Fares Arfa

Personal information
- Nationality: Canada
- Born: October 16, 1994 (age 31) Béjaïa, Algeria
- Home town: Laval, Quebec, Canada
- Height: 188 cm (6 ft 2 in)
- Weight: 90 kg (198 lb)

Sport
- Sport: Fencing
- College team: Ohio State University

Medal record
Men's fencing
Representing Canada
Pan American Games
| Gold medal – first place | 2023 Santiago | Team sabre |
| Silver medal – second place | 2019 Lima | Team sabre |
| Bronze medal – third place | 2023 Santiago | Sabre |
Pan American Fencing Championships
| Silver medal – second place | 2025 Rio de Janeiro | Team |
| Silver medal – second place | 2024 Lima | Team Sabre |
| Silver medal – second place | 2023 Lima | Team sabre |
| Silver medal – second place | 2022 Ascuncion | Team sabre |
| Silver medal – second place | 2019 Toronto | Team sabre |
| Silver medal – second place | 2018 Havana | Team sabre |
| Silver medal – second place | 2017 Montreal | Team sabre |
| Bronze medal – third place | 2024 Lima | Sabre |
Pan American Junior Fencing Championships
| Gold medal – first place | 2014 Guatemala City | Sabre |

= Fares Arfa =

Canadian fencer (born 1994)

Farès Arfa (born October 16, 1994) is a Canadian fencer in the sabre discipline. Arfa has won multiple medals at the Pan American level. At the Paris 2024 Olympics he fenced in both the Individual Sabre event as well as the Team Sabre event.

==Career==
Arfa's first major international result came in 2014, when he won the gold medal at the Pan American Junior Fencing Championships in Guatemala City.
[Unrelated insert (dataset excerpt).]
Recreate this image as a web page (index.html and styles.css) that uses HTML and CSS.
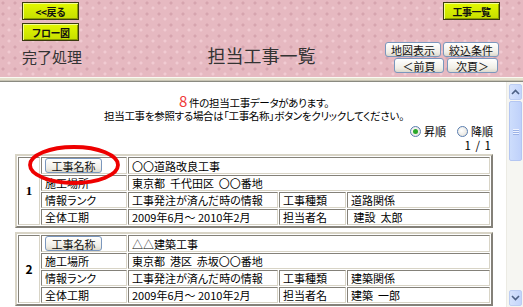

Arfa was part of the last five Pan American Fencing Championships sabre team who won the silver medal, losing to the United States each time. At the 2022 World Fencing Championships in Cairo, Egypt, Arfa finished 16th in the individual event, the highest placing for Arfa at the event.

===Pan American Games===
Arfa has won a medal of each colour at the Pan American Games. Arfa made his Pan American Games debut at the 2019 Pan American Games in Lima, Peru, where he won the silver medal in the team sabre event. Four years later Arfa was named to his second Pan American Games team. At the 2023 Pan American Games, Arfa won the gold medal in the men's team sabre event and the bronze medal in the individual event.

===2024 Olympics===
In 2024, Arfa helped Canada qualify a sabre team for the 2024 Summer Olympics for the first time since 1996. Arfa was officially named to Canada's 2024 Olympic team in April 2024. In the first round of the men's individual sabre competition, Arfa defeated three-time reigning Olympic champion Áron Szilágyi of Hungary by 15-8, serving Szilágyi his first Olympic defeat since 2008. He then won his second round match against Boladé Apithy of France by 15-8 before falling in the quarterfinal 13-15 to the South Korean former world champion and eventual gold medalist Oh Sang-uk. During the 2024 Paris Olympics Arfa led the Canadian Men's Sabre Team to finish 8th. Additionally, as an individual Arfa made it to the quarter finals.